Sending patients out of area can be appropriate for specialist treatments.

Figures obtained as part of the investigation, through Freedom of Information requests, show some trusts are managing to maintain, or even reduce, the number of people they send elsewhere.

But the data from 30 of England's 58 mental health trusts shows that overall the number of patients sent out of area has more than doubled between 2011-12 and 2013-14.

The increase comes despite the number of patients being admitted to hospital for mental health problems falling slightly from 167,285 in 2011-12 to 166,654 in 2012-13.

Kent and Sussex are among the worst-affected areas. In Kent 334 patients were sent out of the county last year at a cost of £5m, compared with just 20 people in 2011-12, at a cost of £141,000.
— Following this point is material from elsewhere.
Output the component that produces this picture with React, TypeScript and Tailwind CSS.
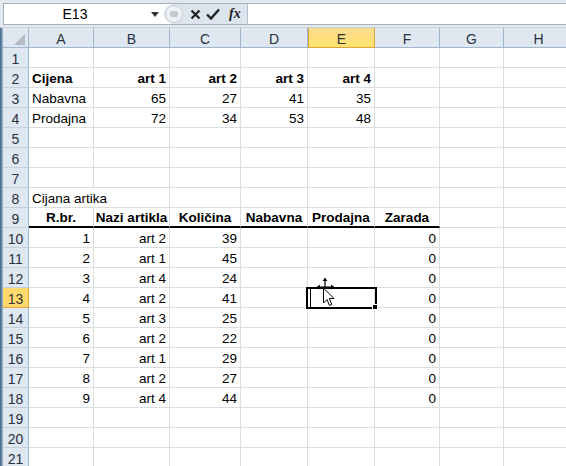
import clsx from 'clsx';

type CellDef = { v?: string | number; align?: 'left' | 'right' | 'center'; bold?: boolean };

const COLS = ['A', 'B', 'C', 'D', 'E', 'F', 'G', 'H'];

const sales: [number, string, number][] = [
  [1, 'art 2', 39],
  [2, 'art 1', 45],
  [3, 'art 4', 24],
  [4, 'art 2', 41],
  [5, 'art 3', 25],
  [6, 'art 2', 22],
  [7, 'art 1', 29],
  [8, 'art 2', 27],
  [9, 'art 4', 44],
];

const r = (v: string | number, bold = false): CellDef => ({ v, align: 'right', bold });
const l = (v: string, bold = false): CellDef => ({ v, align: 'left', bold });
const c = (v: string): CellDef => ({ v, align: 'center', bold: true });

// sheet content by row number
const sheet: Record<number, CellDef[]> = {
  2: [l('Cijena', true), r('art 1', true), r('art 2', true), r('art 3', true), r('art 4', true)],
  3: [l('Nabavna'), r(65), r(27), r(41), r(35)],
  4: [l('Prodajna'), r(72), r(34), r(53), r(48)],
  8: [l('Cijana artika')],
  9: [c('R.br.'), c('Nazi artikla'), c('Količina'), c('Nabavna'), c('Prodajna'), c('Zarada')],
};
sales.forEach(([n, art, qty], i) => {
  sheet[10 + i] = [r(n), r(art), r(qty), {}, {}, r(0)];
});

function FormulaBar() {
  return (
    <div className="h-[28px] bg-[#e3e8ee] border-b border-[#c9d0d8] pt-[3px]">
      <div className="flex h-[22px] ml-[3px] border-t border-b border-l border-[#a7afb8] bg-white">
        <div className="w-[142px] flex items-center justify-center text-[14px] text-black">E13</div>
        <div className="w-[18px] flex items-center justify-center">
          <svg width="8" height="5" viewBox="0 0 8 5">
            <path d="M0 0 H8 L4 5 Z" fill="#333" />
          </svg>
        </div>
        <div className="w-[84px] flex items-center bg-[#dce4ee] rounded-l-full border-r border-[#b6bfca]">
          <div className="ml-[1px] w-[18px] h-[18px] rounded-full bg-[#eef1f4] border border-[#c9d0d8] flex items-center justify-center">
            <div className="w-[8px] h-[6px] rounded-[2px] bg-[#c4c9cf]" />
          </div>
          <svg className="ml-[7px]" width="11" height="11" viewBox="0 0 11 11">
            <path d="M1.5 1.5 L9.5 9.5 M9.5 1.5 L1.5 9.5" stroke="#222" strokeWidth="2.2" />
          </svg>
          <svg className="ml-[5px]" width="14" height="12" viewBox="0 0 14 12">
            <path d="M1 6.5 L5 10.5 L13 1.5" stroke="#222" strokeWidth="2.4" fill="none" />
          </svg>
          <span className="ml-[9px] italic font-bold text-[14px] text-[#222] font-['Liberation_Serif',serif] leading-none">
            fx
          </span>
        </div>
        <div className="flex-1 bg-white" />
      </div>
    </div>
  );
}

export default function App() {
  const rows = Array.from({ length: 21 }, (_, i) => i + 1);

  return (
    <div className="relative w-[566px] h-[466px] overflow-hidden bg-white font-['Liberation_Sans',Arial,sans-serif] text-[13.5px] text-black">
      <FormulaBar />
      <div className="flex">
        <div className="w-[3px] shrink-0 h-[440px] bg-gradient-to-r from-[#3f5f86] to-[#a3b9d0]" />
        <div className="grid grid-cols-[26px_65px_76px_71px_67px_67px_65px_64px_70px] auto-rows-[20px]">
          {/* corner */}
          <div className="bg-[#dfe7f1] border-r border-b border-[#9eb6ce] relative">
            <svg className="absolute right-[3px] bottom-[2px]" width="11" height="11" viewBox="0 0 11 11">
              <path d="M11 0 V11 H0 Z" fill="#b4bcc6" />
            </svg>
          </div>
          {COLS.map((col) => (
            <div
              key={col}
              className={clsx(
                'flex items-center justify-center pt-[3px] text-[14px] border-b',
                col === 'E'
                  ? 'bg-gradient-to-b from-[#f9d98c] to-[#ffe46e] border-r border-l border-[#e0a23d] text-[#333]'
                  : 'bg-[#dfe7f1] border-r border-[#9eb6ce] text-[#27323e]',
                col === 'E' ? 'border-b-[#e0a23d]' : 'border-b-[#9eb6ce]'
              )}
            >
              {col}
            </div>
          ))}

          {rows.map((row) => {
            const defs = sheet[row] || [];
            return [
              <div
                key={`h${row}`}
                className={clsx(
                  'flex items-center justify-center pt-[3px] text-[14px] border-r border-b',
                  row === 13
                    ? 'bg-[#ffd96c] border-[#e9a23b] text-[#333]'
                    : 'bg-[#dfe7f1] border-r-[#9eb6ce] border-b-[#c3d0de] text-[#27323e]'
                )}
              >
                {row}
              </div>,
              ...COLS.map((col, ci) => {
                const d = defs[ci] || {};
                const overflow = row === 8 && ci === 0;
                const headerLine = row === 9 && ci < 6;
                return (
                  <div
                    key={`${col}${row}`}
                    className={clsx(
                      'flex items-center px-[3px] pt-[3px] whitespace-nowrap border-r',
                      overflow ? 'overflow-visible border-r-transparent' : 'overflow-hidden border-r-[#dadcdd]',
                      headerLine ? 'border-b-2 border-b-black' : 'border-b border-b-[#dadcdd]',
                      d.align === 'right' && 'justify-end',
                      d.align === 'center' && 'justify-center',
                      d.bold && 'font-bold'
                    )}
                  >
                    {d.v}
                  </div>
                );
              }),
            ];
          })}
        </div>
      </div>

      {/* active cell E13 */}
      <div className="absolute left-[306px] top-[287px] w-[71px] h-[22px] border-2 border-black">
        <div className="absolute left-[2px] top-0 bottom-0 w-px bg-black" />
        <div className="absolute -right-[3px] -bottom-[3px] w-[6px] h-[6px] bg-black border border-white" />
      </div>

      {/* mouse cursor */}
      <svg className="absolute left-[312px] top-[276px]" width="30" height="34" viewBox="0 0 30 34">
        <path d="M13 2 V11 M5 11 H22" stroke="#000" strokeWidth="1.2" />
        <path d="M10.5 5 L13 2 L15.5 5 Z" fill="#000" />
        <path d="M5 11 L8 8.5 L8 13.5 Z" fill="#000" />
        <path d="M22 11 L19 8.5 L19 13.5 Z" fill="#000" />
        <path
          d="M11.5 12 L11.5 27 L15 23.5 L17.5 29.5 L19.8 28.5 L17.3 22.5 L22 22.5 Z"
          fill="#fff"
          stroke="#000"
          strokeWidth="1"
          strokeLinejoin="miter"
        />
      </svg>
    </div>
  );
}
One patient complained she was made to sleep on a mattress on the floor due to the lack of beds. The trust said there was unprecedented demand for beds last year.
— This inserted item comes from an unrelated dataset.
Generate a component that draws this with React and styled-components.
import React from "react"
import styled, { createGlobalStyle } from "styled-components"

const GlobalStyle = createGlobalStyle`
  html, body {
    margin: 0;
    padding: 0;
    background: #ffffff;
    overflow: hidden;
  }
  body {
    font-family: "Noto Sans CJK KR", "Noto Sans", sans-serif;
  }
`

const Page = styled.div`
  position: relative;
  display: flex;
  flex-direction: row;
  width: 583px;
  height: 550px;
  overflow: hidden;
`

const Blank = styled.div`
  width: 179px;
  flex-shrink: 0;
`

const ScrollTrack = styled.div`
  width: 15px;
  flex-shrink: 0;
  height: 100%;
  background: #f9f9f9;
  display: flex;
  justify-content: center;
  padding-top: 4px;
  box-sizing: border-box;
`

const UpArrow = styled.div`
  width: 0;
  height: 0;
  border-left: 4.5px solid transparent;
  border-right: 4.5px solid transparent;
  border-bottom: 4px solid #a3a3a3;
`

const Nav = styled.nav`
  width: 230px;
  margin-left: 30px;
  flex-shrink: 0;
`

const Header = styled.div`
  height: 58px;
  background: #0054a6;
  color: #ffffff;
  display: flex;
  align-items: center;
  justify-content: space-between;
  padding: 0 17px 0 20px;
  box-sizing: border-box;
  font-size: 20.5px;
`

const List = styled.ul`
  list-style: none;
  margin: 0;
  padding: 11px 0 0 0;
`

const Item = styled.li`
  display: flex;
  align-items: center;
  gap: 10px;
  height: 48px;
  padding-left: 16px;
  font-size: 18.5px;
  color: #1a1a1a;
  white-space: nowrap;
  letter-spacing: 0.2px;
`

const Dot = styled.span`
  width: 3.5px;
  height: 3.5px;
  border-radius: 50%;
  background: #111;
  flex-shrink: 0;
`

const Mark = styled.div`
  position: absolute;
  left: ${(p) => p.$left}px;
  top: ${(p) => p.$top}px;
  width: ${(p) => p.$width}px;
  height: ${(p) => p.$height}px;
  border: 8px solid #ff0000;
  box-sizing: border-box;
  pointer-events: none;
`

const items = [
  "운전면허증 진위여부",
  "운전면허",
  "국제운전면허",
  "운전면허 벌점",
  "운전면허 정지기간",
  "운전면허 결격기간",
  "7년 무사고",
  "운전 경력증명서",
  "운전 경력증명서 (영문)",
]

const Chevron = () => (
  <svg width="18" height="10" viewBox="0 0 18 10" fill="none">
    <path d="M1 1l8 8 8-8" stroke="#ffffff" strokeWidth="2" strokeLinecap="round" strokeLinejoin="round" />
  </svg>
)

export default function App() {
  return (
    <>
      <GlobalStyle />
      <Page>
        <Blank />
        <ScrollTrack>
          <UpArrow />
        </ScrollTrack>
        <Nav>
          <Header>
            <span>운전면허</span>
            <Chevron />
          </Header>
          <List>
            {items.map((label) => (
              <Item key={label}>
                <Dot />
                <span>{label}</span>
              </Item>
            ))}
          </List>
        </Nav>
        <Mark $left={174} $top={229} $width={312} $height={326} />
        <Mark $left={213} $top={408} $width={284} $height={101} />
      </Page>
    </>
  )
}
In Sussex, the number of patients sent out of area increased from 28 in 2011-12 to 227 last year.

Lisa Rodrigues, chief executive of the Sussex Partnership NHS Foundation Trust, said rising demand for mental health services and cuts to community services by councils were creating problems.

She said: "Mental health services are a barometer of how the system is operating and if you remove some of the lower levels of support that people rely on to maintain their lives, it's not surprising that they'll present in crisis.
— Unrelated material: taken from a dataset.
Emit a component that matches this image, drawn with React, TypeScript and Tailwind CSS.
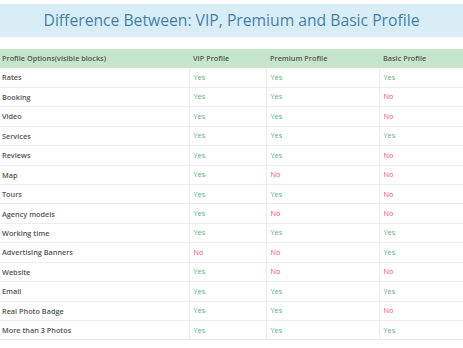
const rows: [string, boolean, boolean, boolean][] = [
  ["Rates", true, true, true],
  ["Booking", true, true, false],
  ["Video", true, true, false],
  ["Services", true, true, true],
  ["Reviews", true, true, false],
  ["Map", true, false, false],
  ["Tours", true, true, false],
  ["Agency models", true, false, false],
  ["Working time", true, true, true],
  ["Advertising Banners", false, false, true],
  ["Website", true, false, false],
  ["Email", true, true, true],
  ["Real Photo Badge", true, true, false],
  ["More than 3 Photos", true, true, true],
];

function Cell({ ok }: { ok: boolean }) {
  return (
    <td className={"border-l border-[#ececec] pl-[4px] " + (ok ? "text-[#55b470]" : "text-[#f2506a]")}>
      {ok ? "Yes" : "No"}
    </td>
  );
}

export default function App() {
  return (
    <div className="w-[463px] h-[348px] bg-white overflow-hidden font-['Open_Sans',sans-serif]">
      <div className="mt-[4px] h-[33px] bg-[#d9edf7] flex items-center justify-center">
        <h1 className="text-[15.7px] text-[#4382a8] leading-none">
          Difference Between: VIP, Premium and Basic Profile
        </h1>
      </div>

      <table className="mt-[12px] w-full table-fixed border-collapse text-[7.3px] leading-none">
        <colgroup>
          <col className="w-[189px]" />
          <col className="w-[77px]" />
          <col className="w-[113px]" />
          <col className="w-[84px]" />
        </colgroup>
        <thead>
          <tr className="h-[19px] bg-[#c6e6cc] text-[#555] text-left">
            <th className="pl-[2px] font-semibold">Profile Options(visible blocks)</th>
            <th className="pl-[4px] font-semibold">VIP Profile</th>
            <th className="pl-[4px] font-semibold">Premium Profile</th>
            <th className="pl-[4px] font-semibold">Basic Profile</th>
          </tr>
        </thead>
        <tbody>
          {rows.map(([label, vip, premium, basic]) => (
            <tr key={label} className="h-[19.43px] border-b border-[#ececec]">
              <td className="pl-[2px] pt-[1px] text-[#555] font-semibold">{label}</td>
              <Cell ok={vip} />
              <Cell ok={premium} />
              <Cell ok={basic} />
            </tr>
          ))}
        </tbody>
      </table>
    </div>
  );
}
"We are seeing people coming to hospital who are much, much iller when they arrive so we have higher numbers of detained patients but, much more than that, we're seeing people have to stay in hospital for longer."

One patient who knows what it's like to be transported far from home is "Alison" (not her real name).

The 32-year-old from York, who suffers from bipolar disorder, was taken to a hospital in London, 200 miles (320km) away, in the middle of the night when health officials couldn't find a bed for her closer to home.

"I was taken at 3am in an ambulance. It was a bit of a shock to the system," she said.

Though she praises her treatment, the distance was difficult to cope with.

"With me not being near friends and family I suffered, I had anxiety, I wanted to speak to people and have familiarity around me," she said.

Other patients have had to travel even further, with people being sent from Devon to West Yorkshire (300 miles), and Oxford to Teesside (240 miles).

A London trust - Barnet, Enfield and Haringey - has been reprimanded by the regulator, the Care Quality Commission (CQC), for using seclusion units as bedrooms.

It also started to move patients out of beds and into bed-and-breakfast accommodation. The figures show that 132 people were sent to B&Bs last year.

The trust said the patients were fit to be discharged from hospital but had accommodation problems - however, it admitted it was not ideal for patients.

A board meeting of the Birmingham and Solihull trust in January heard a complaint from a patient who was admitted to a deaf ward despite not being deaf, which she says made her feel stressed and unable to communicate with staff and patients.

An investigation by the trust found this had happened because there were no female beds available in the country. Procedures have now been changed, the trust says, which should ensure it never happens again.

Paul Farmer, chief executive of mental health charity Mind, said: "It is a disgrace that people with mental health problems are being sent miles away from family and friends or being accommodated in inappropriate settings when they are acutely unwell.

"This is the latest in a long line of clear signals that, at least in some parts of the country, NHS mental health services are in crisis. Continued cuts to funding for mental health services are taking a significant toll on the quality and availability of services."

Mark Winstanley, chief executive of Rethink Mental Illness, added: "It's absolutely scandalous that people with serious mental health problems are being treated in such a terrible way.

"Anyone going through a mental health crisis should expect to get help in a therapeutic environment where they can get better.

"The last thing they need is to be shunted to a hospital hundreds of miles away or, even worse, left to fend for themselves in a bed and breakfast."